• **WRITTEN REQUEST**
All of the material below is to be restated word for word, apart from the pictures.

>>>>

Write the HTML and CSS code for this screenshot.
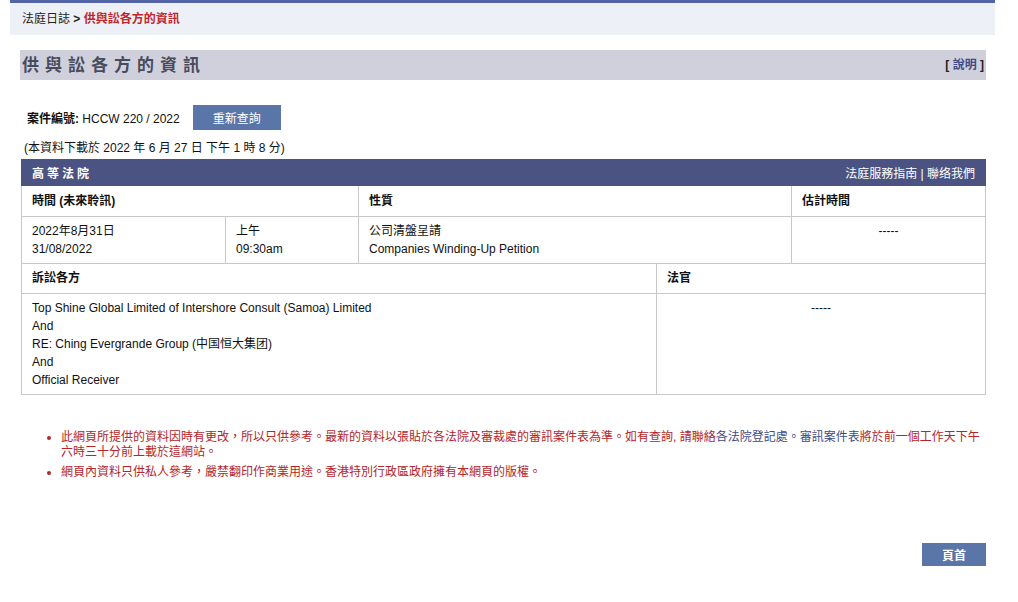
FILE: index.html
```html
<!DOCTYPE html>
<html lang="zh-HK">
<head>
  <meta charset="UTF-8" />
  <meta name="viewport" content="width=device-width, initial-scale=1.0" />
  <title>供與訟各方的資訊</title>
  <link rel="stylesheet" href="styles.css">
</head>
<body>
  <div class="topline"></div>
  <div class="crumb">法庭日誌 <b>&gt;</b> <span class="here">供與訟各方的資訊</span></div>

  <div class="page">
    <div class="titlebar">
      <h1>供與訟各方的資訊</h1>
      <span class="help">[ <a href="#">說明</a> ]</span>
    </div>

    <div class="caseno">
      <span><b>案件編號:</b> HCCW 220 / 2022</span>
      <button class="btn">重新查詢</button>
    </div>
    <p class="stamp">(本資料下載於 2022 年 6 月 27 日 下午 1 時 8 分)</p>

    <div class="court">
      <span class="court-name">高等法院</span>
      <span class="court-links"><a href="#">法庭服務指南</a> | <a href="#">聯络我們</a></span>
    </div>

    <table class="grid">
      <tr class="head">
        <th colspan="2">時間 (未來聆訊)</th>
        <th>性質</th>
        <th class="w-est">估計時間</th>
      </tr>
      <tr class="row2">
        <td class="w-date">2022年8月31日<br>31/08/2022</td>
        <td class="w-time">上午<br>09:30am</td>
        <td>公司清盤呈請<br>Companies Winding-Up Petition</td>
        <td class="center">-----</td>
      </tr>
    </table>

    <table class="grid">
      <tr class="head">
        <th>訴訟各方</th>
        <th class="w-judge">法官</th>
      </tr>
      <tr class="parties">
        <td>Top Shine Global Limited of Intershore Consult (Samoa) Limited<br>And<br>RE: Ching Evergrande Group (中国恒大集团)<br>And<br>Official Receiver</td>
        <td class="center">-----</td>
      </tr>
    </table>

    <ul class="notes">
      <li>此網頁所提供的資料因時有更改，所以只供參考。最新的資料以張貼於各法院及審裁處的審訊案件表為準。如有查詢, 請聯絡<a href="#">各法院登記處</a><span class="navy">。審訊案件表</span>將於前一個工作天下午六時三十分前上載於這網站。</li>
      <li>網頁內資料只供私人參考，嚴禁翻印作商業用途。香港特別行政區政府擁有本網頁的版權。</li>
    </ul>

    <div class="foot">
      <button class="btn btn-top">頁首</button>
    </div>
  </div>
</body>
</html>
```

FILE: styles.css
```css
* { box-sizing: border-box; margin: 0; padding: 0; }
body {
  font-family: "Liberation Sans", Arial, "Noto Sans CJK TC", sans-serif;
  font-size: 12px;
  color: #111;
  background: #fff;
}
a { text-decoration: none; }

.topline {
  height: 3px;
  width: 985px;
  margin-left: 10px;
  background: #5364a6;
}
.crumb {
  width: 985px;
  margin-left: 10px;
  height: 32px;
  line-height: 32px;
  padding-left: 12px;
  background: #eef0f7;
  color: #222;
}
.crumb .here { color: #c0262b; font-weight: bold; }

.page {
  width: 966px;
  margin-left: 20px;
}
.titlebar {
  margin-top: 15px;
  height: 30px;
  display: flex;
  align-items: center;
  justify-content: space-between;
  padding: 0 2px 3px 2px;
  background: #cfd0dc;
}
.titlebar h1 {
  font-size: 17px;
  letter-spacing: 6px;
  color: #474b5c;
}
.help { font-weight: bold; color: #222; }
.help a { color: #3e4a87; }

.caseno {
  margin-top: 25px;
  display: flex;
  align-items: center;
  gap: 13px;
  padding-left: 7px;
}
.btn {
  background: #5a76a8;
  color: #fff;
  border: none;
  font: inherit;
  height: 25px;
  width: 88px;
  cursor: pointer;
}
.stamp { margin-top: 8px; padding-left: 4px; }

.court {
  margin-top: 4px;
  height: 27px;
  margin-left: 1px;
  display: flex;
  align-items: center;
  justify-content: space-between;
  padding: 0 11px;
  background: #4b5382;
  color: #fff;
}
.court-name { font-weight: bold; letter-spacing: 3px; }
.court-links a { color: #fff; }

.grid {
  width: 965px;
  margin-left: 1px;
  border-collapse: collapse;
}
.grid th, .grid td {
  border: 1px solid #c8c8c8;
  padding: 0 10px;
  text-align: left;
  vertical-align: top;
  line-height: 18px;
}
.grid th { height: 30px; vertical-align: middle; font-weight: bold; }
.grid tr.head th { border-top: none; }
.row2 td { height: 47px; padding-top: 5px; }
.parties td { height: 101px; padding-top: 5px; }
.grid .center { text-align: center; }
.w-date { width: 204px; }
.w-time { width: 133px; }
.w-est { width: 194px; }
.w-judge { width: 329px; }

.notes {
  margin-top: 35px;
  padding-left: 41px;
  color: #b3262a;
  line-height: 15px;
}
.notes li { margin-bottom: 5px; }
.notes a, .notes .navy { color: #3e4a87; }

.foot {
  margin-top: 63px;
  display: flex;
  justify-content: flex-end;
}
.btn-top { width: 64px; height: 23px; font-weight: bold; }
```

<<<<

• **FINAL RESULT**
Write the HTML and CSS code for this screenshot.
FILE: index.html
```html
<!DOCTYPE html>
<html lang="zh-HK">
<head>
  <meta charset="UTF-8" />
  <meta name="viewport" content="width=device-width, initial-scale=1.0" />
  <title>供與訟各方的資訊</title>
  <link rel="stylesheet" href="styles.css">
</head>
<body>
  <div class="topline"></div>
  <div class="crumb">法庭日誌 <b>&gt;</b> <span class="here">供與訟各方的資訊</span></div>

  <div class="page">
    <div class="titlebar">
      <h1>供與訟各方的資訊</h1>
      <span class="help">[ <a href="#">說明</a> ]</span>
    </div>

    <div class="caseno">
      <span><b>案件編號:</b> HCCW 220 / 2022</span>
      <button class="btn">重新查詢</button>
    </div>
    <p class="stamp">(本資料下載於 2022 年 6 月 27 日 下午 1 時 8 分)</p>

    <div class="court">
      <span class="court-name">高等法院</span>
      <span class="court-links"><a href="#">法庭服務指南</a> | <a href="#">聯络我們</a></span>
    </div>

    <table class="grid">
      <tr class="head">
        <th colspan="2">時間 (未來聆訊)</th>
        <th>性質</th>
        <th class="w-est">估計時間</th>
      </tr>
      <tr class="row2">
        <td class="w-date">2022年8月31日<br>31/08/2022</td>
        <td class="w-time">上午<br>09:30am</td>
        <td>公司清盤呈請<br>Companies Winding-Up Petition</td>
        <td class="center">-----</td>
      </tr>
    </table>

    <table class="grid">
      <tr class="head">
        <th>訴訟各方</th>
        <th class="w-judge">法官</th>
      </tr>
      <tr class="parties">
        <td>Top Shine Global Limited of Intershore Consult (Samoa) Limited<br>And<br>RE: Ching Evergrande Group (中国恒大集团)<br>And<br>Official Receiver</td>
        <td class="center">-----</td>
      </tr>
    </table>

    <ul class="notes">
      <li>此網頁所提供的資料因時有更改，所以只供參考。最新的資料以張貼於各法院及審裁處的審訊案件表為準。如有查詢, 請聯絡<a href="#">各法院登記處</a><span class="navy">。審訊案件表</span>將於前一個工作天下午六時三十分前上載於這網站。</li>
      <li>網頁內資料只供私人參考，嚴禁翻印作商業用途。香港特別行政區政府擁有本網頁的版權。</li>
    </ul>

    <div class="foot">
      <button class="btn btn-top">頁首</button>
    </div>
  </div>
</body>
</html>
```

FILE: styles.css
```css
* { box-sizing: border-box; margin: 0; padding: 0; }
body {
  font-family: "Liberation Sans", Arial, "Noto Sans CJK TC", sans-serif;
  font-size: 12px;
  color: #111;
  background: #fff;
}
a { text-decoration: none; }

.topline {
  height: 3px;
  width: 985px;
  margin-left: 10px;
  background: #5364a6;
}
.crumb {
  width: 985px;
  margin-left: 10px;
  height: 32px;
  line-height: 32px;
  padding-left: 12px;
  background: #eef0f7;
  color: #222;
}
.crumb .here { color: #c0262b; font-weight: bold; }

.page {
  width: 966px;
  margin-left: 20px;
}
.titlebar {
  margin-top: 15px;
  height: 30px;
  display: flex;
  align-items: center;
  justify-content: space-between;
  padding: 0 2px 3px 2px;
  background: #cfd0dc;
}
.titlebar h1 {
  font-size: 17px;
  letter-spacing: 6px;
  color: #474b5c;
}
.help { font-weight: bold; color: #222; }
.help a { color: #3e4a87; }

.caseno {
  margin-top: 25px;
  display: flex;
  align-items: center;
  gap: 13px;
  padding-left: 7px;
}
.btn {
  background: #5a76a8;
  color: #fff;
  border: none;
  font: inherit;
  height: 25px;
  width: 88px;
  cursor: pointer;
}
.stamp { margin-top: 8px; padding-left: 4px; }

.court {
  margin-top: 4px;
  height: 27px;
  margin-left: 1px;
  display: flex;
  align-items: center;
  justify-content: space-between;
  padding: 0 11px;
  background: #4b5382;
  color: #fff;
}
.court-name { font-weight: bold; letter-spacing: 3px; }
.court-links a { color: #fff; }

.grid {
  width: 965px;
  margin-left: 1px;
  border-collapse: collapse;
}
.grid th, .grid td {
  border: 1px solid #c8c8c8;
  padding: 0 10px;
  text-align: left;
  vertical-align: top;
  line-height: 18px;
}
.grid th { height: 30px; vertical-align: middle; font-weight: bold; }
.grid tr.head th { border-top: none; }
.row2 td { height: 47px; padding-top: 5px; }
.parties td { height: 101px; padding-top: 5px; }
.grid .center { text-align: center; }
.w-date { width: 204px; }
.w-time { width: 133px; }
.w-est { width: 194px; }
.w-judge { width: 329px; }

.notes {
  margin-top: 35px;
  padding-left: 41px;
  color: #b3262a;
  line-height: 15px;
}
.notes li { margin-bottom: 5px; }
.notes a, .notes .navy { color: #3e4a87; }

.foot {
  margin-top: 63px;
  display: flex;
  justify-content: flex-end;
}
.btn-top { width: 64px; height: 23px; font-weight: bold; }
```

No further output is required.